For instance, within minutes of meeting and despite having no chemistry, Steve and Julie are in love.  Why?  Because the only reason that they are in the film is to fall in love.  It has to be done.

Steve fights with his father (John Aprea) and we’re never quite sure why, beyond the fact that all brooding rebels fight with their fathers.  When his father shows up to watch his son compete, the triumphant music soars and it no longer matters that he’s been portrayed as being an abusive rageaholic up until that moment.

All of the characters tell us that Coach Sarnoff is the best, despite the fact that we don’t actually see any evidence of that fact.  But Sarnoff has to be the best because nobody ever makes a movie about athletes training under a merely adequate coach.

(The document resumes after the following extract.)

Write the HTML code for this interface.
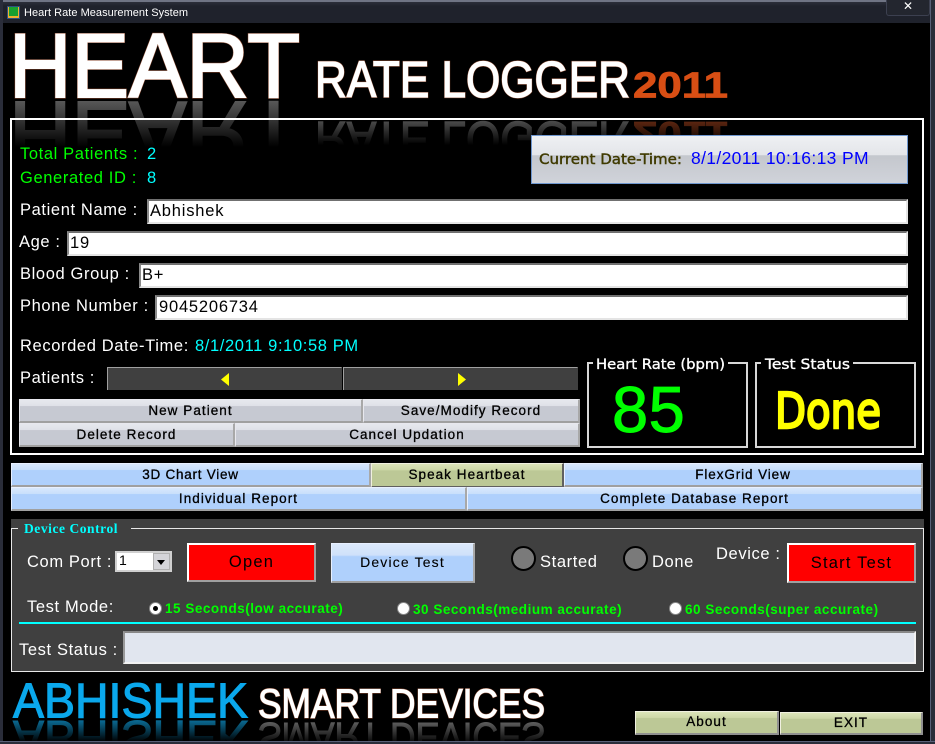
<!DOCTYPE html>
<html><head><meta charset="utf-8"><title>Heart Rate Measurement System</title>
<style>
html,body{margin:0;padding:0;background:#000}
#w{position:relative;width:935px;height:744px;overflow:hidden;background:#000;font-family:"Liberation Sans",sans-serif;font-size:16px}
#w div{position:absolute;box-sizing:border-box}
.l{color:#fff;white-space:nowrap;line-height:18px;height:18px;letter-spacing:.62px;font-size:16.5px;margin-top:1px}
.g{color:#00ff00}.c{color:#00ffff}
.i{background:#fff;border:2px solid #e4e4e4;border-top-color:#707070;border-left-color:#8a8a8a;color:#000;padding-left:1px;line-height:21px;letter-spacing:.8px;font-size:16.5px}
.b{text-align:center;color:#000;font-size:13.5px;line-height:21px;letter-spacing:1.05px;border:2px solid #fff;border-right-color:#909090;border-bottom-color:#909090;border-width:1px 2px 2px 1px;-webkit-text-stroke:.3px #000}
.s{background:linear-gradient(#e6e8ee 0,#dfe1e8 28%,#c6c9d2 30%,#c6c9d2 100%);border-color:#e8e8ee #a8a8a8 #a0a0a0 #e8e8ee}
.u{background:linear-gradient(#d8e8fc 0,#c8dffb 28%,#afd0fc 30%,#afd0fc 100%);border-color:#e8f0ff #a8a8a8 #a0a0a0 #e8f0ff}
.v{background:linear-gradient(#dbe4b8 0,#ccd6a6 28%,#bcc896 30%,#bcc896 100%);border-color:#f0f0e0 #909090 #909090 #f0f0e0}
.r{background:#ff0000;border:2px solid #fff;border-right-color:#a0a0a0;border-bottom-color:#a0a0a0;text-align:center;color:#000;letter-spacing:1.2px;line-height:34px;font-size:16.5px}
.n{background:#404040;border:2px solid #a0a0a0;border-right-color:#404040;border-bottom-color:#404040;border-width:1px 1px 0 1px}
.o{width:13px;height:13px;border-radius:50%;background:#fff;border:1px solid #888}
.t{color:#00ff00;font-size:13.5px;font-weight:bold;letter-spacing:.52px;white-space:nowrap;line-height:16px}
.d{width:25px;height:25px;border-radius:50%;background:#7a7a7a;border:2px solid #000}
svg{position:absolute;left:0;top:0}
</style></head><body><div id="w">
<!-- window chrome -->
<div style="left:0;top:0;width:935px;height:23px;background:linear-gradient(#2b2e3a,#1f222c 20%,#1f222c);border-top:2px solid #6f7484"></div>
<div style="left:0;top:0;width:3px;height:744px;background:#2a2d3a"></div>
<div style="left:930px;top:0;width:5px;height:744px;background:#2a2d3a;border-left:1px solid #596078"></div>
<div style="left:7px;top:6px;width:13px;height:13px;background:#f0b030;border:1px solid #305080"></div>
<div style="left:9px;top:7px;width:9px;height:9px;background:#18a030"></div>
<div style="left:24px;top:6px;color:#fff;font-size:11px;line-height:15px;letter-spacing:.03px;white-space:nowrap">Heart Rate Measurement System</div>
<div style="left:886px;top:0;width:44px;height:16px;background:#23262f;border:1px solid #3c4050;border-top:0;border-radius:0 0 3px 3px;color:#fff;font:bold 12px/12px 'DejaVu Sans',sans-serif;text-align:center">✕</div>

<!-- top logo -->
<svg width="935" height="200" viewBox="0 0 935 200" xmlns="http://www.w3.org/2000/svg" font-family="Liberation Sans, sans-serif">
<defs>
<linearGradient id="r1" gradientUnits="userSpaceOnUse" x1="0" y1="98" x2="0" y2="52"><stop offset="0" stop-color="#585858"/><stop offset="1" stop-color="#000"/></linearGradient>
<linearGradient id="r2" gradientUnits="userSpaceOnUse" x1="0" y1="98" x2="0" y2="75"><stop offset="0" stop-color="#484848"/><stop offset="1" stop-color="#000"/></linearGradient>
<linearGradient id="r3" gradientUnits="userSpaceOnUse" x1="0" y1="98" x2="0" y2="75"><stop offset="0" stop-color="#5a2510"/><stop offset="1" stop-color="#000"/></linearGradient>
</defs>
<g transform="translate(0,199) scale(1,-1)">
<text x="9" y="97" font-size="91" textLength="291" lengthAdjust="spacingAndGlyphs" fill="url(#r1)" stroke="url(#r1)" stroke-width="2">HEART</text>
</g>
<g transform="translate(0,220) scale(1,-1)">
<text x="315" y="98" font-size="51" textLength="315" lengthAdjust="spacingAndGlyphs" fill="url(#r2)" stroke="url(#r2)" stroke-width="1.4">RATE LOGGER</text>
<text x="633" y="98" font-size="36" font-weight="bold" textLength="95" lengthAdjust="spacingAndGlyphs" fill="url(#r3)" stroke="url(#r3)" stroke-width=".8">2011</text>
</g>
<text x="9" y="97" font-size="91" textLength="291" lengthAdjust="spacingAndGlyphs" fill="#8a4a30" stroke="#8a4a30" stroke-width="3">HEART</text>
<text x="9" y="97" font-size="91" textLength="291" lengthAdjust="spacingAndGlyphs" fill="#fff" stroke="#fff" stroke-width="2">HEART</text>
<text x="315" y="97" font-size="51" textLength="315" lengthAdjust="spacingAndGlyphs" fill="#8a4a30" stroke="#8a4a30" stroke-width="2.2">RATE LOGGER</text>
<text x="315" y="97" font-size="51" textLength="315" lengthAdjust="spacingAndGlyphs" fill="#fff" stroke="#fff" stroke-width="1.3">RATE LOGGER</text>
<text x="633" y="97.5" font-size="36" font-weight="bold" textLength="95" lengthAdjust="spacingAndGlyphs" fill="#d84e14" stroke="#d84e14" stroke-width=".8">2011</text>
</svg>

<!-- main frame -->
<div style="left:10px;top:118px;width:914px;height:337px;border:2px solid #fff"></div>

<div class="l g" style="left:20px;top:144px">Total Patients :</div>
<div class="l c" style="left:147px;top:144px">2</div>
<div class="l g" style="left:20px;top:168px">Generated ID :</div>
<div class="l c" style="left:147px;top:168px">8</div>

<div style="left:531px;top:135px;width:377px;height:49px;background:linear-gradient(#eef0f3 0,#e4e6ea 40%,#c4c7cd 42%,#d0d3da 100%);border:1px solid #6f97cf"></div>
<div style="left:691px;top:148px;color:#0000ff;font-size:17.5px;line-height:20px;letter-spacing:.35px;white-space:nowrap">8/1/2011 10:16:13 PM</div>

<div class="l" style="left:20px;top:200px">Patient Name :</div>
<div class="i" style="left:147px;top:199px;width:761px;height:25px">Abhishek</div>
<div class="l" style="left:19px;top:232px">Age :</div>
<div class="i" style="left:67px;top:231px;width:841px;height:25px">19</div>
<div class="l" style="left:20px;top:264px">Blood Group :</div>
<div class="i" style="left:139px;top:263px;width:769px;height:25px">B+</div>
<div class="l" style="left:20px;top:296px">Phone Number :</div>
<div class="i" style="left:155px;top:295px;width:753px;height:25px;padding-left:2px">9045206734</div>

<div class="l" style="left:20px;top:336px">Recorded Date-Time:</div>
<div class="l c" style="left:195px;top:336px">8/1/2011 9:10:58 PM</div>
<div class="l" style="left:20px;top:368px">Patients :</div>
<div class="n" style="left:107px;top:367px;width:235px;height:23px"></div>
<div class="n" style="left:343px;top:367px;width:235px;height:23px"></div>

<div class="b s" style="left:19px;top:399px;width:344px;height:24px">New Patient</div>
<div class="b s" style="left:363px;top:399px;width:217px;height:24px">Save/Modify Record</div>
<div class="b s" style="left:19px;top:423px;width:216px;height:24px">Delete Record</div>
<div class="b s" style="left:235px;top:423px;width:345px;height:24px">Cancel Updation</div>

<div style="left:587px;top:362px;width:161px;height:86px;border:2px solid #d8d8d8"></div>
<div style="left:755px;top:362px;width:161px;height:86px;border:2px solid #d8d8d8"></div>
<div style="left:593px;top:355px;width:135px;height:16px;background:#000"></div>
<div style="left:761px;top:355px;width:92px;height:16px;background:#000"></div>
<div style="left:612px;top:375px;color:#00ff00;font-size:65px;line-height:70px;white-space:nowrap;letter-spacing:.5px;-webkit-text-stroke:1px #00ff00">85</div>

<div class="b u" style="left:11px;top:463px;width:360px;height:24px;letter-spacing:.75px">3D Chart View</div>
<div class="b v" style="left:371px;top:463px;width:193px;height:25px;border-right-color:#606060;border-bottom-color:#606060">Speak Heartbeat</div>
<div class="b u" style="left:564px;top:463px;width:359px;height:24px;letter-spacing:.9px">FlexGrid View</div>
<div class="b u" style="left:11px;top:487px;width:456px;height:24px">Individual Report</div>
<div class="b u" style="left:467px;top:487px;width:456px;height:24px">Complete Database Report</div>

<!-- device panel -->
<div style="left:11px;top:519px;width:913px;height:153px;background:#404040"></div>
<div style="left:11px;top:528px;width:913px;height:144px;border:1px solid #e8e8e8"></div>
<div style="left:18px;top:520px;width:113px;height:18px;background:#404040"></div>
<div style="left:24px;top:521px;color:#00ffff;font:bold 13.5px/16px 'Liberation Serif',serif;letter-spacing:.55px;white-space:nowrap">Device Control</div>

<div class="l" style="left:27px;top:552px">Com Port :</div>
<div style="left:115px;top:551px;width:57px;height:21px;background:#fff;border:2px solid #d0d0d0;color:#000;font-size:14px;line-height:15px;padding-left:2px">1</div>
<div style="left:153px;top:553px;width:17px;height:17px;background:#d4d4d8;border:1px solid #b0b0b0"></div>
<div style="left:157px;top:560px;width:0;height:0;border:4px solid transparent;border-top:5px solid #000;border-bottom:0"></div>
<div class="r" style="left:187px;top:543px;width:129px;height:39px">Open</div>
<div class="b u" style="left:331px;top:543px;width:144px;height:40px;font-size:14px;line-height:36px;letter-spacing:1.15px;-webkit-text-stroke:.1px #000;background:linear-gradient(#dce9fb 0,#cfe1fa 30%,#afd0fc 34%,#afd0fc 100%)">Device Test</div>
<div class="d" style="left:511px;top:546px"></div>
<div class="l" style="left:540px;top:552px">Started</div>
<div class="d" style="left:623px;top:546px"></div>
<div class="l" style="left:652px;top:552px">Done</div>
<div class="l" style="left:716px;top:544px">Device :</div>
<div class="r" style="left:787px;top:543px;width:129px;height:40px;line-height:36px">Start Test</div>

<div class="l" style="left:27px;top:597px">Test Mode:</div>
<div class="o" style="left:149px;top:602px"></div>
<div style="left:153px;top:606px;width:5px;height:5px;border-radius:50%;background:#000"></div>
<div class="t" style="left:165px;top:601px">15 Seconds(low accurate)</div>
<div class="o" style="left:397px;top:602px"></div>
<div class="t" style="left:413px;top:602px">30 Seconds(medium accurate)</div>
<div class="o" style="left:669px;top:602px"></div>
<div class="t" style="left:685px;top:602px">60 Seconds(super accurate)</div>
<div style="left:19px;top:622px;width:897px;height:2px;background:#00ffff"></div>
<div class="l" style="left:19px;top:640px">Test Status :</div>
<div style="left:123px;top:631px;width:793px;height:33px;background:#e1e6ef;border:2px solid #f2f2f2;border-top-color:#888;border-left-color:#999"></div>

<div class="b v" style="left:635px;top:711px;width:144px;height:24px;line-height:20px">About</div>
<div class="b v" style="left:780px;top:712px;width:143px;height:23px;line-height:20px">EXIT</div>

<svg width="935" height="744" viewBox="0 0 935 744" xmlns="http://www.w3.org/2000/svg" font-family="Liberation Sans, sans-serif">
<defs>
<linearGradient id="r4" gradientUnits="userSpaceOnUse" x1="0" y1="718" x2="0" y2="697"><stop offset="0" stop-color="#0a6890"/><stop offset="1" stop-color="#000"/></linearGradient>
<linearGradient id="r5" gradientUnits="userSpaceOnUse" x1="0" y1="718" x2="0" y2="697"><stop offset="0" stop-color="#5a5a5a"/><stop offset="1" stop-color="#000"/></linearGradient>
</defs>
<g transform="translate(0,1439) scale(1,-1)">
<text x="13" y="718" font-size="49" textLength="235" lengthAdjust="spacingAndGlyphs" fill="url(#r4)" stroke="url(#r4)" stroke-width="1">ABHISHEK</text>
</g>
<g transform="translate(0,1441) scale(1,-1)">
<text x="258" y="718" font-size="41" textLength="287" lengthAdjust="spacingAndGlyphs" fill="url(#r5)" stroke="url(#r5)" stroke-width="1">SMART DEVICES</text>
</g>
<text x="13" y="717.5" font-size="49" textLength="235" lengthAdjust="spacingAndGlyphs" fill="#0aa8ec" stroke="#0aa8ec" stroke-width="1.1">ABHISHEK</text>
<text x="258" y="717.5" font-size="41" textLength="287" lengthAdjust="spacingAndGlyphs" fill="#8a4a30" stroke="#8a4a30" stroke-width="1.9">SMART DEVICES</text>
<text x="258" y="717.5" font-size="41" textLength="287" lengthAdjust="spacingAndGlyphs" fill="#fff" stroke="#fff" stroke-width="1">SMART DEVICES</text>
<!-- comic style text -->
<g font-family="DejaVu Sans, sans-serif">
<text x="539" y="164" font-size="14" textLength="143" lengthAdjust="spacingAndGlyphs" fill="#3f3a00" stroke="#3f3a00" stroke-width=".4">Current Date-Time:</text>
<text x="596" y="369" font-size="14.5" textLength="129" lengthAdjust="spacingAndGlyphs" fill="#fff" stroke="#fff" stroke-width=".35">Heart Rate (bpm)</text>
<text x="765" y="369" font-size="14.5" textLength="85" lengthAdjust="spacingAndGlyphs" fill="#fff" stroke="#fff" stroke-width=".35">Test Status</text>
<text x="775" y="428" font-size="49" textLength="106" lengthAdjust="spacingAndGlyphs" fill="#ffff00" stroke="#ffff00" stroke-width="2.4">Done</text>
</g>
<polygon points="229,373 229,386 221,379.5" fill="#ffff00"/>
<polygon points="458,373 458,386 466,379.5" fill="#ffff00"/>
</svg>
<div style="left:0;top:741px;width:935px;height:3px;background:#2a2d3a;border-top:1px solid #596078"></div>
</div></body></html>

When Becky suddenly shows up at the final competition with a bandaged knee, it doesn’t matter that we don’t actually see her get injured beforehand or, for that matter, hear anything about it.  All that matters is that, in films like this, someone has to compete with an injury.  Becky is simply playing her part.

American Anthem.  It’s not a particularly good film but it sure is watchable.  And, as I’ve come to realize while writing this review, it’s a bit of an existential nightmare as well!

I don’t think I’m ever going to erase it from my DVR.